After graduating in 1946 with a journalism degree from the University of Montana, according to his family’s obituary, Blair worked a reporter at the Billings Gazette for a year before moving to Salt Lake City with his college sweetheart and wife of what would be 73 years, Alice Drum. He took a job as a Tribune reporter shortly thereafter.

Sharp and well-spoken almost until the end, Blair enjoyed a gin and tonic and a fine cigar nightly, his daughter said, in a ritual he kept up until days before his death.

Fateful day

(The Blair family) Robert Clarke "Bob" Blair, a former Salt Lake Tribune reporter who helped the newspaper win its first Pulitzer Prize, died Jan. 20, 2025, at age 102.

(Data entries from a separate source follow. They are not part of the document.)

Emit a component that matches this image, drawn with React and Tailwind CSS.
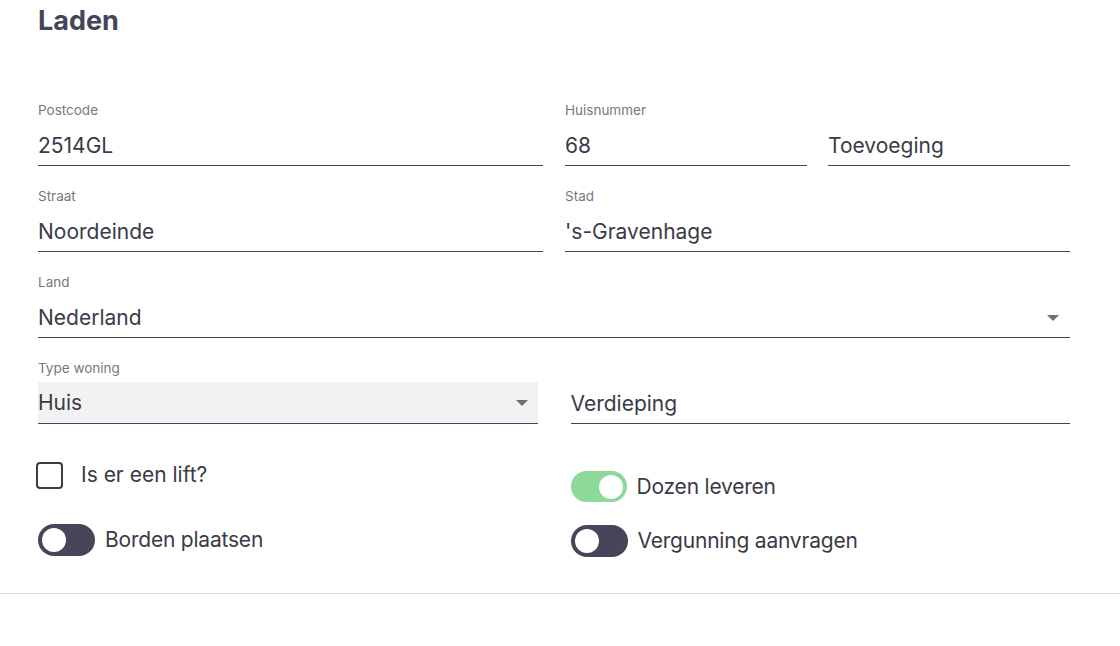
import React from "react";

const FONT = { fontFamily: "Inter, 'Liberation Sans', sans-serif" };

function Arrow() {
  return (
    <svg width="12" height="6" viewBox="0 0 12 6" className="shrink-0">
      <path d="M0 0 L12 0 L6 6 Z" fill="#6f6f74" />
    </svg>
  );
}

function Field({ label, value, select }) {
  return (
    <div className="flex flex-col">
      <div className="h-4 text-[13.5px] leading-4 text-[#77777d]">{label}</div>
      <div className="mt-2 flex h-10 items-center justify-between border-b border-[#45454d] text-[21px] text-[#3b3a46]">
        <span>{value}</span>
        {select && (
          <span className="mr-[11px]">
            <Arrow />
          </span>
        )}
      </div>
    </div>
  );
}

function Toggle({ on, label }) {
  return (
    <div className="flex items-center">
      <div
        className={
          on
            ? "flex h-[31px] w-[56px] items-center justify-end rounded-full bg-[#8cd99a] px-[4px]"
            : "flex h-[32px] w-[57px] items-center justify-start rounded-full bg-[#46455a] px-[4px]"
        }
      >
        <div className="h-[24px] w-[24px] rounded-full bg-white" />
      </div>
      <span className="ml-[10px] text-[21px] tracking-[-0.01em] text-[#3b3a46]">{label}</span>
    </div>
  );
}

export default function App() {
  return (
    <div className="h-[646px] w-[1120px] bg-white" style={FONT}>
      <div className="pl-[38px] pr-[50px]">
        <h1 className="pt-[5px] text-[27px] font-bold leading-8 text-[#45445a]">Laden</h1>
        <div className="mt-[65px] grid grid-cols-2 gap-x-[22px] gap-y-[22px]">
          <Field label="Postcode" value="2514GL" />
          <div className="grid grid-cols-2 gap-x-[21px]">
            <Field label="Huisnummer" value="68" />
            <Field label="" value="Toevoeging" />
          </div>
          <Field label="Straat" value="Noordeinde" />
          <Field label="Stad" value="'s-Gravenhage" />
          <div className="col-span-2">
            <Field label="Land" value="Nederland" select />
          </div>
        </div>
        <div className="mt-[22px] grid grid-cols-2 gap-x-[33px]">
          <div className="flex flex-col">
            <div className="h-4 text-[13.5px] leading-4 text-[#77777d]">Type woning</div>
            <div className="mt-[6px] flex h-[42px] items-center justify-between border-b border-[#34476b] bg-[#f2f2f3] text-[21px] text-[#3b3a46]">
              <span>Huis</span>
              <span className="mr-[10px]">
                <Arrow />
              </span>
            </div>
          </div>
          <div className="flex flex-col">
            <div className="h-4" />
            <div className="mt-2 flex h-10 items-center border-b border-[#45454d] text-[21px] text-[#3b3a46]">
              Verdieping
            </div>
          </div>
          <div className="flex flex-col">
            <label className="mt-[37px] -ml-[2px] flex h-[28px] items-center">
              <span className="h-[27px] w-[27px] rounded-[4px] border-2 border-[#3b3a46]" />
              <span className="ml-[18px] text-[21px] text-[#3b3a46]">Is er een lift?</span>
            </label>
            <div className="mt-[35px]">
              <Toggle label="Borden plaatsen" />
            </div>
          </div>
          <div className="flex flex-col">
            <div className="mt-[47px]">
              <Toggle on label="Dozen leveren" />
            </div>
            <div className="mt-[22px]">
              <Toggle label="Vergunning aanvragen" />
            </div>
          </div>
        </div>
      </div>
      <div className="mt-[36px] border-t border-[#dedede]" />
    </div>
  );
}
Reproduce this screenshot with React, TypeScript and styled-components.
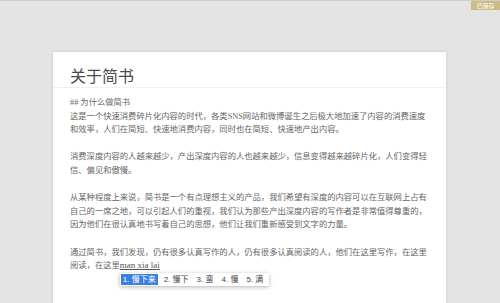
import React from "react";
import styled, { createGlobalStyle } from "styled-components";

const Global = createGlobalStyle`
  html, body { margin: 0; padding: 0; }
  body {
    background: #e4e4e4;
    width: 500px;
    height: 303px;
    overflow: hidden;
    font-family: "Liberation Serif", "Noto Sans CJK SC", serif;
  }
`;

const Page = styled.div`
  position: relative;
  width: 500px;
  height: 303px;
  border-top: 1px solid #cdcdcd;
  box-sizing: border-box;
  padding-top: 51px;
  overflow: hidden;
`;

const SavedBadge = styled.div`
  position: absolute;
  top: 0;
  right: 0;
  width: 29px;
  height: 9px;
  background: #cbbd84;
  color: #fff;
  font-family: "Noto Sans CJK SC", sans-serif;
  font-size: 6px;
  line-height: 9px;
  text-align: center;
`;

const Card = styled.div`
  margin-left: 53px;
  width: 393px;
  min-height: 260px;
  background: #fff;
  box-shadow: 0 0 3px rgba(0, 0, 0, 0.14);
`;

const TitleBar = styled.div`
  padding: 15px 17px 0;
  height: 36px;
  box-sizing: border-box;
  border-bottom: 1px solid #f0f0f0;
`;

const Title = styled.h1`
  margin: 0;
  font-family: "Liberation Serif", "Noto Sans CJK SC", serif;
  font-weight: 400;
  font-size: 16px;
  line-height: 20px;
  color: #4a4a4a;
`;

const Body = styled.div`
  padding: 8px 17px 0;
  font-size: 8.3px;
  line-height: 13.6px;
  color: #666;
  white-space: nowrap;
`;

const Para = styled.p`
  margin: 0 0 13.6px;
`;

const Composing = styled.span`
  position: relative;
  text-decoration: underline;
  text-underline-offset: 1px;
  font-size: 9px;
  color: #555;
`;

const Candidates = styled.div`
  position: absolute;
  top: 13px;
  left: 0;
  display: flex;
  align-items: center;
  gap: 4px;
  padding: 1px 4px 1px 1px;
  background: #fff;
  box-shadow: 0 1px 4px rgba(0, 0, 0, 0.3);
  font-family: "Liberation Sans", "Noto Sans CJK SC", sans-serif;
  font-size: 8px;
  line-height: 11px;
  color: #333;
  white-space: nowrap;
`;

const Candidate = styled.span<{ $active?: boolean }>`
  padding: 0 2px;
  background: ${(p) => (p.$active ? "#3a7fe0" : "transparent")};
  color: ${(p) => (p.$active ? "#fff" : "#444")};
`;

const candidates = ["慢下来", "慢下", "蛮", "慢", "满"];

export default function App() {
  return (
    <>
      <Global />
      <Page>
        <SavedBadge>已保存</SavedBadge>
        <Card>
          <TitleBar>
            <Title>关于简书</Title>
          </TitleBar>
          <Body>
            <Para>
              ## 为什么做简书
              <br />
              这是一个快速消费碎片化内容的时代，各类SNS网站和微博诞生之后极大地加速了内容的消费速度
              <br />
              和效率，人们在简短、快速地消费内容，同时也在简短、快速地产出内容。
            </Para>
            <Para>
              消费深度内容的人越来越少，产出深度内容的人也越来越少，信息变得越来越碎片化，人们变得轻
              <br />
              信、偏见和傲慢。
            </Para>
            <Para>
              从某种程度上来说，简书是一个有点理想主义的产品，我们希望有深度的内容可以在互联网上占有
              <br />
              自己的一席之地，可以引起人们的重视，我们认为那些产出深度内容的写作者是非常值得尊重的，
              <br />
              因为他们在很认真地书写着自己的思想，他们让我们重新感受到文字的力量。
            </Para>
            <Para>
              通过简书，我们发现，仍有很多认真写作的人，仍有很多认真阅读的人，他们在这里写作，在这里
              <br />
              阅读，在这里
              <Composing>
                man xia lai
                <Candidates>
                  {candidates.map((c, i) => (
                    <Candidate key={c} $active={i === 0}>
                      {i + 1}. {c}
                    </Candidate>
                  ))}
                </Candidates>
              </Composing>
            </Para>
          </Body>
        </Card>
      </Page>
    </>
  );
}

The Tribune’s smoky newsroom, then at 143 S. Main in Salt Lake City, remained calm that otherwise quiet Saturday afternoon of June 30, 1956, when the first inklings came in via teletype of a midair collision of a United Airlines DC-7 and TWA Super Constellation over the Grand Canyon.

The crash would emerge as the world’s worst commercial aviation disaster up until then, killing all aboard and leaving wreckage and human remains strewn over miles of the desert.

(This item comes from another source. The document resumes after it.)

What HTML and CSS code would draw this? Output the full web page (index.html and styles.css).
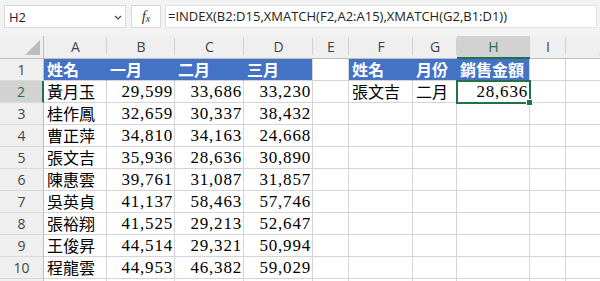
FILE: index.html
```html
<!DOCTYPE html>
<html>
<head>
<meta charset="utf-8">
<link rel="stylesheet" href="styles.css">
</head>
<body>
<div class="topbar">
  <div class="namebox"><span>H2</span>
    <svg class="chev" width="8" height="5" viewBox="0 0 8 5"><path d="M1 1 L4 4 L7 1" fill="none" stroke="#444" stroke-width="1.2"/></svg>
  </div>
  <div class="fxbox"><span class="fx"><i>f</i><sub>x</sub></span></div>
  <div class="formula">=INDEX(B2:D15,XMATCH(F2,A2:A15),XMATCH(G2,B1:D1))</div>
</div>
<div class="sheet">
  <div class="corner"><div class="tri"></div></div>
  <div class="ch">A</div><div class="ch">B</div><div class="ch">C</div><div class="ch">D</div><div class="ch">E</div><div class="ch">F</div><div class="ch">G</div><div class="ch sel">H</div><div class="ch">I</div><div class="ch">J</div>

  <div class="rh">1</div>
  <div class="c hd">姓名</div><div class="c hd">一月</div><div class="c hd">二月</div><div class="c hd last">三月</div><div class="c"></div><div class="c hd">姓名</div><div class="c hd">月份</div><div class="c hd last">銷售金額</div><div class="c"></div><div class="c"></div>

  <div class="rh sel">2</div>
  <div class="c t">黃月玉</div><div class="c n">29,599</div><div class="c n">33,686</div><div class="c n">33,230</div><div class="c"></div><div class="c t">張文吉</div><div class="c t">二月</div><div class="c n active">28,636<span class="handle"></span></div><div class="c"></div><div class="c"></div>

  <div class="rh">3</div>
  <div class="c t">桂作鳳</div><div class="c n">32,659</div><div class="c n">30,337</div><div class="c n">38,432</div><div class="c"></div><div class="c"></div><div class="c"></div><div class="c"></div><div class="c"></div><div class="c"></div>

  <div class="rh">4</div>
  <div class="c t">曹正萍</div><div class="c n">34,810</div><div class="c n">34,163</div><div class="c n">24,668</div><div class="c"></div><div class="c"></div><div class="c"></div><div class="c"></div><div class="c"></div><div class="c"></div>

  <div class="rh">5</div>
  <div class="c t">張文吉</div><div class="c n">35,936</div><div class="c n">28,636</div><div class="c n">30,890</div><div class="c"></div><div class="c"></div><div class="c"></div><div class="c"></div><div class="c"></div><div class="c"></div>

  <div class="rh">6</div>
  <div class="c t">陳惠雲</div><div class="c n">39,761</div><div class="c n">31,087</div><div class="c n">31,857</div><div class="c"></div><div class="c"></div><div class="c"></div><div class="c"></div><div class="c"></div><div class="c"></div>

  <div class="rh">7</div>
  <div class="c t">吳英貞</div><div class="c n">41,137</div><div class="c n">58,463</div><div class="c n">57,746</div><div class="c"></div><div class="c"></div><div class="c"></div><div class="c"></div><div class="c"></div><div class="c"></div>

  <div class="rh">8</div>
  <div class="c t">張裕翔</div><div class="c n">41,525</div><div class="c n">29,213</div><div class="c n">52,647</div><div class="c"></div><div class="c"></div><div class="c"></div><div class="c"></div><div class="c"></div><div class="c"></div>

  <div class="rh">9</div>
  <div class="c t">王俊昇</div><div class="c n">44,514</div><div class="c n">29,321</div><div class="c n">50,994</div><div class="c"></div><div class="c"></div><div class="c"></div><div class="c"></div><div class="c"></div><div class="c"></div>

  <div class="rh">10</div>
  <div class="c t">程龍雲</div><div class="c n">44,953</div><div class="c n">46,382</div><div class="c n">59,029</div><div class="c"></div><div class="c"></div><div class="c"></div><div class="c"></div><div class="c"></div><div class="c"></div>

  <div class="rh"></div>
  <div class="c"></div><div class="c"></div><div class="c"></div><div class="c"></div><div class="c"></div><div class="c"></div><div class="c"></div><div class="c"></div><div class="c"></div><div class="c"></div>
</div>
</body>
</html>
```
FILE: styles.css
```css
html, body {
  margin: 0;
  padding: 0;
}
body {
  width: 600px;
  height: 281px;
  overflow: hidden;
  background: #ffffff;
  font-family: "Open Sans", "Noto Sans", sans-serif;
}
.topbar {
  height: 36px;
  box-sizing: border-box;
  background: #f3f3f3;
  display: flex;
  align-items: flex-start;
  padding: 5px 3px 0 4px;
}
.namebox {
  width: 122px;
  height: 23px;
  box-sizing: border-box;
  background: #fff;
  border: 1px solid #dadada;
  display: flex;
  align-items: center;
  justify-content: space-between;
  padding: 0 3px 0 4px;
  font-size: 13px;
  color: #222;
}
.chev { margin-top: 1px; }
.fxbox {
  margin-left: 5px;
  width: 30px;
  height: 23px;
  box-sizing: border-box;
  background: #fff;
  border: 1px solid #dadada;
  display: flex;
  align-items: center;
  justify-content: center;
}
.fx {
  font-family: "Liberation Serif", serif;
  font-size: 15px;
  color: #333;
  line-height: 1;
}
.fx sub { font-size: 10px; font-style: italic; vertical-align: -1px; }
.formula {
  margin-left: 4px;
  flex: 1;
  height: 23px;
  box-sizing: border-box;
  background: #fff;
  border: 1px solid #e2e2e2;
  font-size: 13px;
  line-height: 21px;
  padding-left: 2px;
  color: #222;
  white-space: nowrap;
  overflow: hidden;
}
.sheet {
  width: 640px;
  display: grid;
  grid-template-columns: 44px 63px 68px 69px 69px 36px 64px 44px 73px 36px 74px;
  grid-template-rows: 23px repeat(11, 22px);
}
.corner {
  background: #efefef;
  border-right: 1px solid #bdbdbd;
  border-bottom: 1px solid #bdbdbd;
  box-sizing: border-box;
  display: flex;
  align-items: flex-end;
  justify-content: flex-end;
  padding: 0 3px 3px 0;
}
.tri {
  width: 0;
  height: 0;
  border-left: 15px solid transparent;
  border-bottom: 15px solid #bdbdbd;
}
.ch {
  position: relative;
  background: #efefef;
  border-bottom: 1px solid #bdbdbd;
  box-sizing: border-box;
  text-align: center;
  font-size: 14px;
  line-height: 22px;
  color: #444;
}
.ch::after {
  content: "";
  position: absolute;
  right: 0;
  top: 2px;
  height: 17px;
  width: 1px;
  background: #d0d0d0;
}
.ch.sel {
  background: #d2d2d2;
  color: #217346;
  border-bottom: 2px solid #217346;
}
.rh {
  background: #efefef;
  border-right: 1px solid #bdbdbd;
  border-bottom: 1px solid #dadada;
  box-sizing: border-box;
  text-align: center;
  font-size: 14px;
  line-height: 21px;
  color: #444;
}
.rh.sel {
  background: #d2d2d2;
  color: #217346;
  border-right: 2px solid #217346;
}
.c {
  position: relative;
  border-right: 1px solid #d4d4d4;
  border-bottom: 1px solid #d4d4d4;
  box-sizing: border-box;
  font-size: 16px;
  line-height: 21px;
  color: #000;
  white-space: nowrap;
}
.hd {
  background: #4472c4;
  border-right-color: #4472c4;
  color: #fff;
  font-family: "Noto Sans CJK TC", sans-serif;
  font-weight: 700;
  padding-left: 3px;
}
.hd.last { border-right-color: #d4d4d4; }
.t {
  font-family: "Noto Sans CJK TC", sans-serif;
  padding-left: 3px;
}
.n {
  font-family: "Liberation Serif", serif;
  font-size: 17px;
  letter-spacing: 0.8px;
  text-align: right;
  padding-right: 1px;
}
.active {
  outline: 2px solid #217346;
  outline-offset: -1px;
  z-index: 1;
}
.handle {
  position: absolute;
  right: -4px;
  bottom: -4px;
  width: 5px;
  height: 5px;
  background: #217346;
  border: 1px solid #fff;
}
```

“No one was running around hollering and screaming,” Mike Korologos, a retired advertising executive who was then a Tribune sports writer, recalled in 2017.

“A lot of the guys in the newsroom were veterans of World War II and the Korean War,” Korologos said. “They were tough old codgers and they were good under pressure.”

Then-Managing Editor Jim England sent a young and hard-charging reporter, Robert Alkire, and Jack White, a photographer, off in a chartered plane for Cedar City in hopes of reaching the crash scene.

Blair, then a reporter, joined others in the newsroom working dozens of sources by phone, gathering facts and ascertaining details on the flight paths of the fated planes, which had taken off from Los Angeles three minutes apart.

Later that night, England made Blair rewrite man for The Tribune’s first story, assigning him to pull together reportage from its reporters and wire services.

That Sunday morning coverage included detailed information from the two airlines, with photographs of the pilots and flight attendants, as well as crash-site graphics by Tribune artists.

In their Pulitzer citation in 1957, judges praised the paper’s “prompt and efficient coverage of the crash ... This was a team job that surmounted great difficulties in distance, time and terrain ... made possible because of the complete coordination of editors, rewrite men, laboratory photographers and technicians.”

The Tribune won a second Pulitzer in 2017 for its investigation of sexual assaults at Utah colleges.

Loved hiking

Interviewed when he was 95, Blair said England deserved the most credit for “us winning the prize. He realized right away what we needed to do. He was a wild man. He did things without advising [top editor] Art Deck, which he probably shouldn’t have done.”

Daughter Betsy said that while “a great conversationalist” and well-read storyteller with an impish sense of humor, her father never mentioned to her his part in winning the Pulitzer.

Celebration of life planned

Bob Blair’s family is planning a celebration of his life on Jan. 31 at Starks Funeral Parlor, 3651 S. 900 East, in Millcreek.

Blair eventually moved to St. George with his wife after he retired, taking a job as a janitor at what was then the city’s only bar, the Blarney Stone, to help fund hiking trips across southern Utah and destinations such as Nepal, Morocco, Peru and New Zealand.

His world adventures at age 76 were chronicled in a 1998 Tribune story.

“Twelve years, twice a week,’’ Blair said at the time of his regional hiking schedule. “Have to fit it around my work schedule that pays for the whole damned thing.”